RAW DATA:

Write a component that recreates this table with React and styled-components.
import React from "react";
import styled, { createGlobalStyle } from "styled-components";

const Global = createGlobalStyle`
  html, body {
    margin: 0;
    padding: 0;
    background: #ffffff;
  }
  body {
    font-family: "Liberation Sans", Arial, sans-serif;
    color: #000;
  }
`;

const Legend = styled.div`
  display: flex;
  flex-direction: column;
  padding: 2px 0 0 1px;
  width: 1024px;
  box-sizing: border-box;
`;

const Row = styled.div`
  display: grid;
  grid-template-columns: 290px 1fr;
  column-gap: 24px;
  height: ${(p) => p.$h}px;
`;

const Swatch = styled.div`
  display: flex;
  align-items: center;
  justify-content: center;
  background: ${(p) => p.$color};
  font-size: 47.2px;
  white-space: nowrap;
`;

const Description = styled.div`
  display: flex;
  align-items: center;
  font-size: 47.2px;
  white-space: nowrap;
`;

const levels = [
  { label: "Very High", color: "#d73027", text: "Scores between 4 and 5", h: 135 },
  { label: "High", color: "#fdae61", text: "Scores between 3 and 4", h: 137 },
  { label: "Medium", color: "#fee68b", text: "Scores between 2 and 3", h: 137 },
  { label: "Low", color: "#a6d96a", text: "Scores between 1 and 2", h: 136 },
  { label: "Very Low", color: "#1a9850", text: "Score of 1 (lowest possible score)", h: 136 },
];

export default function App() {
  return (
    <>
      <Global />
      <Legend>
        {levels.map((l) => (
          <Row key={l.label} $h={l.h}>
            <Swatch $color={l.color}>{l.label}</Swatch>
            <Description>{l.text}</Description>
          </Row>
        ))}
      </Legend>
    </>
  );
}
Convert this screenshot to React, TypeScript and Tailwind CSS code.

YOUR OBJECTIVE:
Copy the data above in full, character for character.

FINISHED TASK:
Write a component that recreates this table with React and styled-components.
import React from "react";
import styled, { createGlobalStyle } from "styled-components";

const Global = createGlobalStyle`
  html, body {
    margin: 0;
    padding: 0;
    background: #ffffff;
  }
  body {
    font-family: "Liberation Sans", Arial, sans-serif;
    color: #000;
  }
`;

const Legend = styled.div`
  display: flex;
  flex-direction: column;
  padding: 2px 0 0 1px;
  width: 1024px;
  box-sizing: border-box;
`;

const Row = styled.div`
  display: grid;
  grid-template-columns: 290px 1fr;
  column-gap: 24px;
  height: ${(p) => p.$h}px;
`;

const Swatch = styled.div`
  display: flex;
  align-items: center;
  justify-content: center;
  background: ${(p) => p.$color};
  font-size: 47.2px;
  white-space: nowrap;
`;

const Description = styled.div`
  display: flex;
  align-items: center;
  font-size: 47.2px;
  white-space: nowrap;
`;

const levels = [
  { label: "Very High", color: "#d73027", text: "Scores between 4 and 5", h: 135 },
  { label: "High", color: "#fdae61", text: "Scores between 3 and 4", h: 137 },
  { label: "Medium", color: "#fee68b", text: "Scores between 2 and 3", h: 137 },
  { label: "Low", color: "#a6d96a", text: "Scores between 1 and 2", h: 136 },
  { label: "Very Low", color: "#1a9850", text: "Score of 1 (lowest possible score)", h: 136 },
];

export default function App() {
  return (
    <>
      <Global />
      <Legend>
        {levels.map((l) => (
          <Row key={l.label} $h={l.h}>
            <Swatch $color={l.color}>{l.label}</Swatch>
            <Description>{l.text}</Description>
          </Row>
        ))}
      </Legend>
    </>
  );
}
Convert this screenshot to React, TypeScript and Tailwind CSS code.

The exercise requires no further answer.